Arrow-right Camera
The Spokesman-Review Newspaper
Spokane, Washington  Est. May 19, 1883

Circumcise With Cream To Cut Tears Anesthetic Cream Also Reduced Expressions Of Pain On Faces

Associated Press

A study recommends that doctors routinely use an anesthetic cream to ease the pain of circumcision in newborn boys.

Typically, doctors give no pain relievers when they snip boys’ foreskins shortly after birth. Many are concerned about the hazards of analgesics, and some also believe that infants do not feel or remember pain.

The new study tested using Emla, a cream made of the anesthetics lidocaine and prilocaine, during circumcisions. Even though the cream did not eliminate all pain, boys cried less, and it appeared to be safe.

The study, conducted by Dr. Gideon Koren and others from Toronto’s Hospital for Sick Children, concluded that Emla should be used routinely during infant circumcisions.

The research was published in today’s issue of the New England Journal of Medicine and was paid for in part by Astra Pharma, which makes Emla.

An accompanying editorial by Dr. Thomas E. Wiswell of Thomas Jefferson University said the current way of doing the procedure “is still all too often barbaric.”
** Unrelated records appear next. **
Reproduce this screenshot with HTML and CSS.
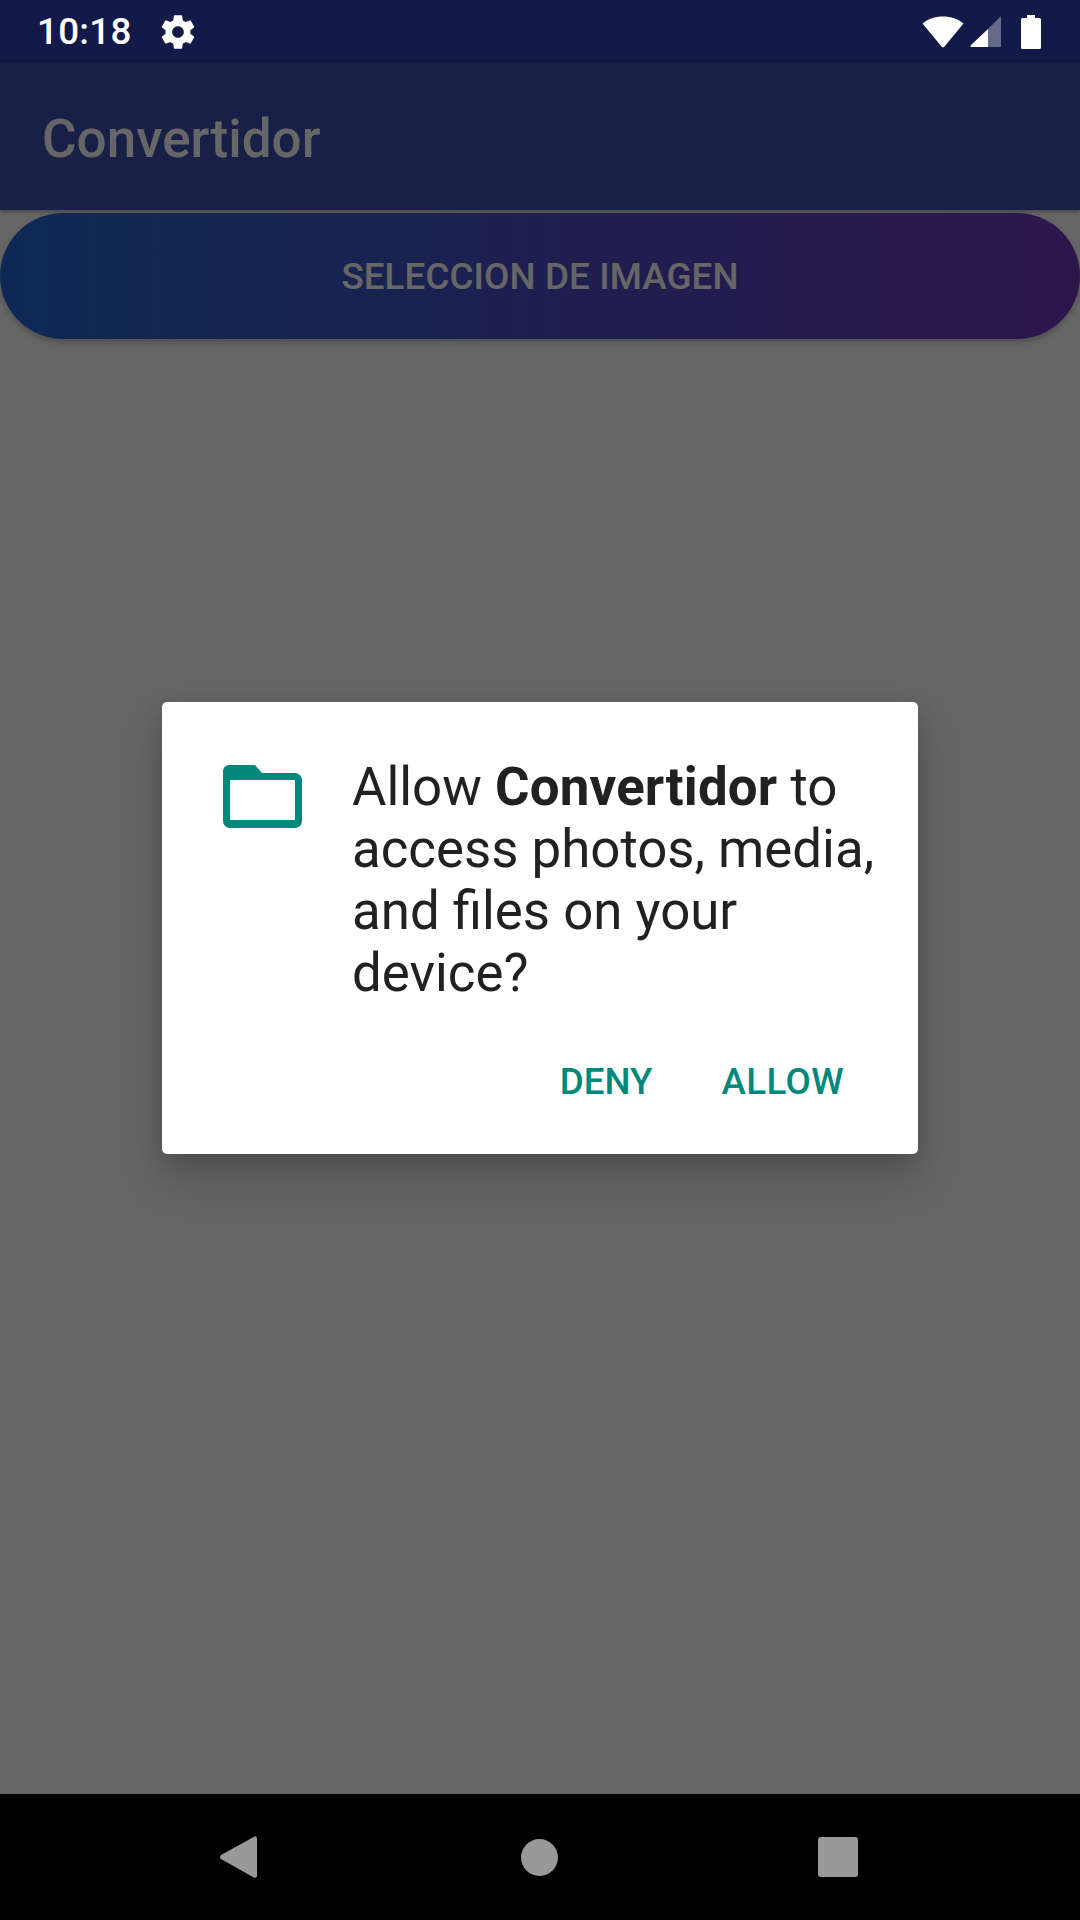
FILE: index.html
```html
<!DOCTYPE html>
<html lang="en">
  <head>
    <meta charset="UTF-8" />
    <meta name="viewport" content="width=device-width, initial-scale=1.0" />
    <title>Convertidor</title>
    <link rel="stylesheet" href="styles.css">
  </head>
  <body>
    <div class="status">
      <span class="time">10:18</span>
      <svg class="gear" viewBox="0 0 24 24"><path fill="#fff" fill-rule="evenodd" d="M19.43 12.98c.04-.32.07-.64.07-.98s-.03-.66-.07-.98l2.11-1.65c.19-.15.24-.42.12-.64l-2-3.46c-.12-.22-.39-.3-.61-.22l-2.49 1c-.52-.4-1.08-.73-1.69-.98l-.38-2.65C14.46 2.18 14.25 2 14 2h-4c-.25 0-.46.18-.49.42l-.38 2.65c-.61.25-1.17.59-1.69.98l-2.49-1c-.23-.09-.49 0-.61.22l-2 3.46c-.13.22-.07.49.12.64l2.11 1.65c-.04.32-.07.65-.07.98s.03.66.07.98l-2.11 1.65c-.19.15-.24.42-.12.64l2 3.46c.12.22.39.3.61.22l2.49-1c.52.4 1.08.73 1.69.98l.38 2.65c.03.24.24.42.49.42h4c.25 0 .46-.18.49-.42l.38-2.65c.61-.25 1.17-.59 1.69-.98l2.49 1c.23.09.49 0 .61-.22l2-3.46c.12-.22.07-.49-.12-.64l-2.11-1.65zM12 15.5c-1.93 0-3.5-1.57-3.5-3.5s1.57-3.5 3.5-3.5 3.5 1.57 3.5 3.5-1.57 3.5-3.5 3.5z"/></svg>
      <div class="status-right">
        <svg class="wifi" viewBox="0 0 42 32"><path fill="#fff" d="M0.5 7.5C6 3 13 0.500 21 0.500S36 3 41.500 7.500L22.500 30.500a2 2 0 0 1-3 0z"/></svg>
        <svg class="signal" viewBox="0 0 31 31"><path fill="#fff" fill-opacity="0.35" d="M31 0V31H18V13z"/><path fill="#fff" d="M18 13V31H1.500a1 1 0 0 1-.7-1.700z"/></svg>
        <svg class="battery" viewBox="0 0 20 34"><path fill="#fff" d="M6 0h8v3h4.500A1.500 1.500 0 0 1 20 4.500v28a1.500 1.500 0 0 1-1.500 1.500h-17A1.500 1.500 0 0 1 0 32.500v-28A1.500 1.500 0 0 1 1.500 3H6z"/></svg>
      </div>
    </div>

    <div class="app">
      <div class="toolbar">Convertidor</div>
      <div class="content">
        <div class="pick-btn">SELECCION DE IMAGEN</div>
      </div>

      <div class="scrim">
        <div class="dialog">
          <div class="dialog-body">
            <svg class="folder" viewBox="0 0 79 63"><path fill="#00897b" fill-rule="evenodd" d="M6 0h26l7 8h33a7 7 0 0 1 7 7v41a7 7 0 0 1-7 7H7a7 7 0 0 1-7-7V6a6 6 0 0 1 6-6zM7 15v40h65V15z"/></svg>
            <p class="message">Allow <b>Convertidor</b> to access photos, media, and files on your device?</p>
          </div>
          <div class="actions">
            <span class="action">DENY</span>
            <span class="action action-allow">ALLOW</span>
          </div>
        </div>
      </div>
    </div>

    <div class="navbar">
      <svg class="nav-back" viewBox="0 0 37 42"><path fill="#999" d="M35 0.300a2 2 0 0 1 2 1.700v38a2 2 0 0 1-3.200 1.400L1 23a2.500 2.500 0 0 1 0-4z"/></svg>
      <div class="nav-home"></div>
      <div class="nav-recent"></div>
    </div>
  </body>
</html>
```

FILE: styles.css
```css
* {
  padding: 0;
  margin: 0;
  box-sizing: border-box;
}
body {
  width: 1080px;
  height: 1920px;
  display: flex;
  flex-direction: column;
  background-color: #000;
  font-family: Roboto, "Liberation Sans", sans-serif;
  overflow: hidden;
}

/* status bar */
.status {
  display: flex;
  align-items: center;
  height: 63px;
  padding: 0 39px 0 37px;
  background-color: #141a47;
  color: #fff;
}
.time {
  font-size: 36.75px;
  font-weight: 500;
  letter-spacing: 0.3px;
}
.gear {
  width: 40px;
  height: 40px;
  margin-left: 26px;
}
.status-right {
  display: flex;
  align-items: center;
  gap: 20px;
  margin-left: auto;
}
.wifi {
  width: 42px;
  height: 32px;
}
.signal {
  width: 31px;
  height: 31px;
  margin-left: -14px;
}
.battery {
  width: 20px;
  height: 34px;
}

/* app under the scrim */
.app {
  position: relative;
  height: 1731px;
  background-color: #fff;
}
.toolbar {
  height: 147px;
  padding-left: 42px;
  line-height: 152px;
  font-size: 53px;
  font-weight: 500;
  color: #fff;
  background-color: #3f51b5;
  box-shadow: 0 2px 4px rgba(0, 0, 0, 0.3);
}
.content {
  padding-top: 3px;
}
.pick-btn {
  height: 126px;
  line-height: 128px;
  border-radius: 63px;
  text-align: center;
  font-size: 36.75px;
  font-weight: 500;
  letter-spacing: 0.1px;
  color: #fff;
  background: linear-gradient(90deg, #2168d0, #7338bc);
  box-shadow: 0 3px 6px rgba(0, 0, 0, 0.25);
}

/* permission dialog */
.scrim {
  position: absolute;
  top: 0;
  left: 0;
  right: 0;
  bottom: 0;
  display: flex;
  align-items: center;
  justify-content: center;
  padding-bottom: 1px;
  background-color: rgba(0, 0, 0, 0.6);
}
.dialog {
  width: 756px;
  height: 452px;
  padding: 54px 0 0 61px;
  background-color: #fff;
  border-radius: 5px;
  box-shadow: 0 24px 48px rgba(0, 0, 0, 0.18), 0 8px 20px rgba(0, 0, 0, 0.12);
}
.dialog-body {
  display: flex;
  align-items: flex-start;
}
.folder {
  flex: none;
  width: 79px;
  height: 63px;
  margin-top: 9px;
}
.message {
  width: 530px;
  margin-left: 50px;
  font-size: 52.8px;
  line-height: 62px;
  color: #212121;
}
.message b {
  font-weight: 700;
  letter-spacing: 0.2px;
}
.actions {
  display: flex;
  justify-content: flex-end;
  gap: 69px;
  margin-top: 56px;
  padding-right: 74px;
}
.action {
  font-size: 36.75px;
  font-weight: 500;
  color: #00897b;
}
.action-allow {
  letter-spacing: 0.4px;
}

/* nav bar */
.navbar {
  position: relative;
  flex: 1;
  background-color: #000;
  display: flex;
  align-items: center;
  padding-left: 220px;
}
.nav-back {
  width: 37px;
  height: 42px;
}
.nav-home {
  width: 37px;
  height: 37px;
  margin-left: 264px;
  border-radius: 50%;
  background-color: #999;
}
.nav-recent {
  width: 40px;
  height: 40px;
  margin-left: 260px;
  border-radius: 3px;
  background-color: #999;
}
```
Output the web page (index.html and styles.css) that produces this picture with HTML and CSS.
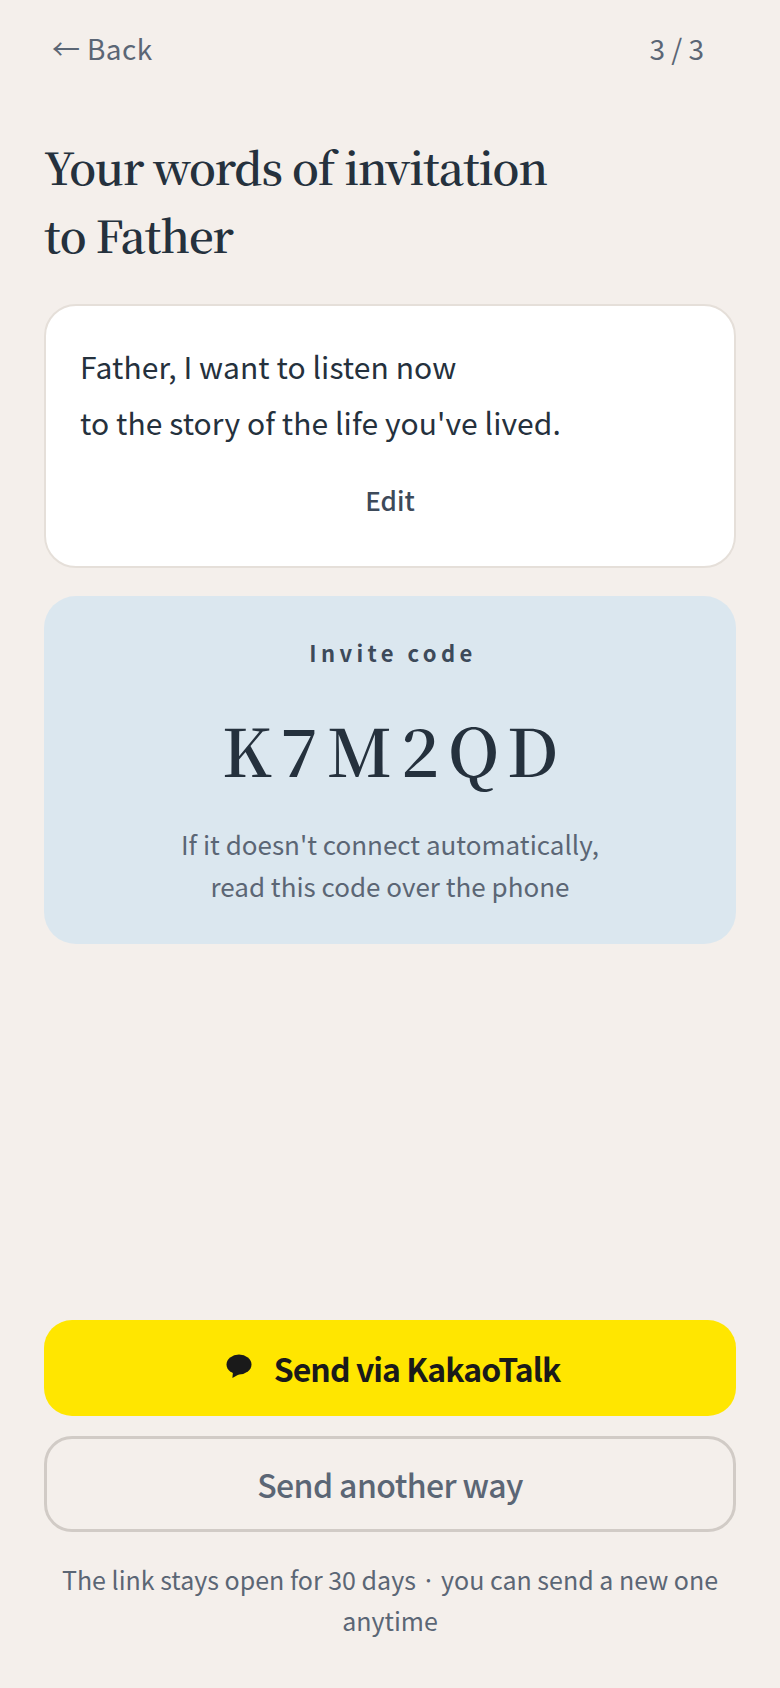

He said painkillers should always be given, and “parents and physicians should demand no less.”

Wiswell noted that some people oppose circumcision in part because of the pain. Nevertheless, circumcision offers clear health benefits, including fewer urinary tract infections and dramatically less penile cancer. Many believe it also lowers the risk of catching and spreading AIDS and other sexually transmitted diseases.

In the study, doctors randomly assigned 68 infants undergoing circumcision to receive Emla or a dummy cream.

Those getting Emla cried less than half as much, and while their heart rates went up, they increased 10 beats per minute less than the other babies’ did. Furthermore, their faces showed fewer expressions of pain.

Between 60 percent and 90 percent of newborn boys in the United States are circumcised.